A class of machine learning architecture consisting of two neural networks — a generator and a discriminator — trained in opposition, where the generator learns to produce synthetic data and the discriminator learns to distinguish synthetic from real data. GANs are a foundational technology behind deepfakes and other synthetic media.

Definition

A generative adversarial network (GAN) is a deep learning framework introduced by Ian Goodfellow and colleagues in 2014. It consists of two neural networks trained simultaneously in a competitive game: a generator network that produces synthetic samples (images, audio, text, video) and a discriminator network that attempts to classify whether a given sample is real or generated.
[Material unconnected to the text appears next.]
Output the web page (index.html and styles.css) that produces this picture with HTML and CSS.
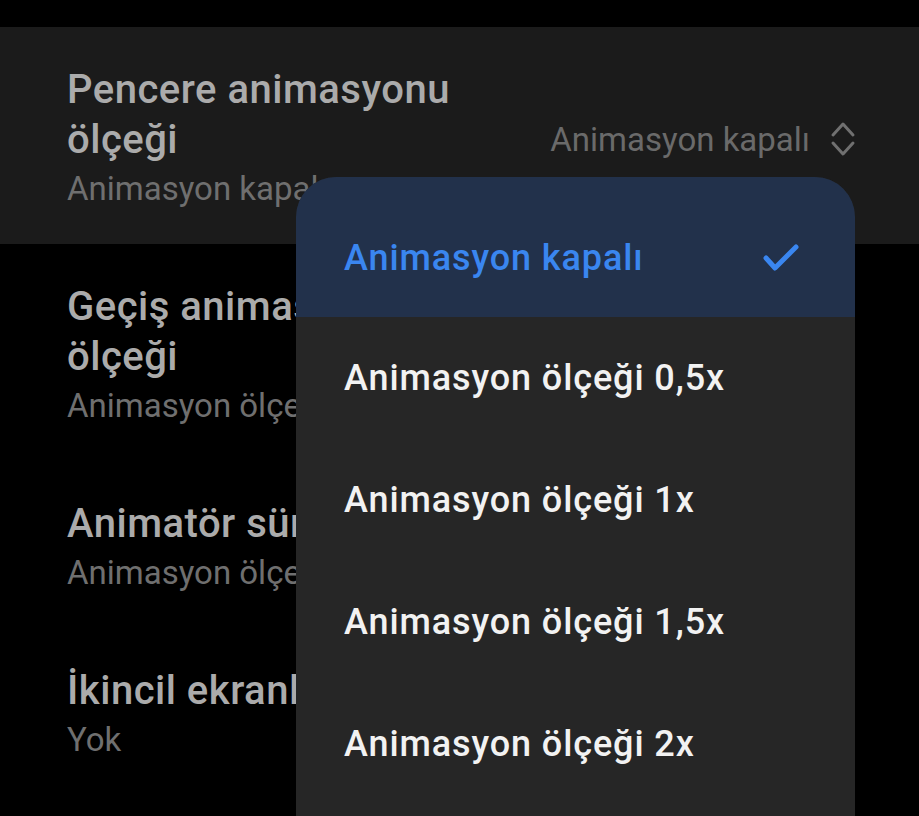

Through iterative training, the generator improves at producing realistic outputs while the discriminator improves at detecting fakes, until the generator produces outputs that the discriminator cannot reliably distinguish from real data. GANs were the first architecture to produce photo-realistic synthetic images at scale and remain widely used despite the emergence of diffusion models.

How It Relates to AI Threats

GANs are a core enabling technology within the Information Integrity Threats domain. The deepfake phenomenon — face-swapping in video, AI-generated portrait images, synthetic voice recordings — was originally powered primarily by GAN architectures. While diffusion models have since become the dominant approach for high-quality image generation, GANs remain relevant for real-time applications (live video face-swapping), specialised use cases (super-resolution, image inpainting), and many freely available deepfake tools that still rely on GAN-based pipelines. Understanding GAN architecture is essential for comprehending how synthetic media threats emerged and how detection systems work.

Why It Occurs

  • The adversarial training dynamic between generator and discriminator produces increasingly realistic synthetic outputs
  • GAN architectures are computationally efficient for real-time generation compared to diffusion models
  • Pre-trained GAN models and open-source implementations are widely available, lowering the barrier to generating synthetic media
  • The same adversarial principle that makes GANs effective for generation also makes GAN-generated content difficult to detect
  • Rapid progress in GAN research continuously improves output quality while reducing the data and computation required

Real-World Context

GANs powered the first wave of deepfake videos that gained public attention in 2017-2018. StyleGAN (NVIDIA, 2019) demonstrated the generation of photo-realistic human faces that fooled human observers. GAN-based tools have been used in documented financial fraud incidents, non-consensual intimate imagery generation, and election interference campaigns. While diffusion models now produce higher-quality outputs for many tasks, GAN-based deepfake tools remain prevalent in freely available software and continue to be used in threat incidents documented in the TopAIThreats taxonomy.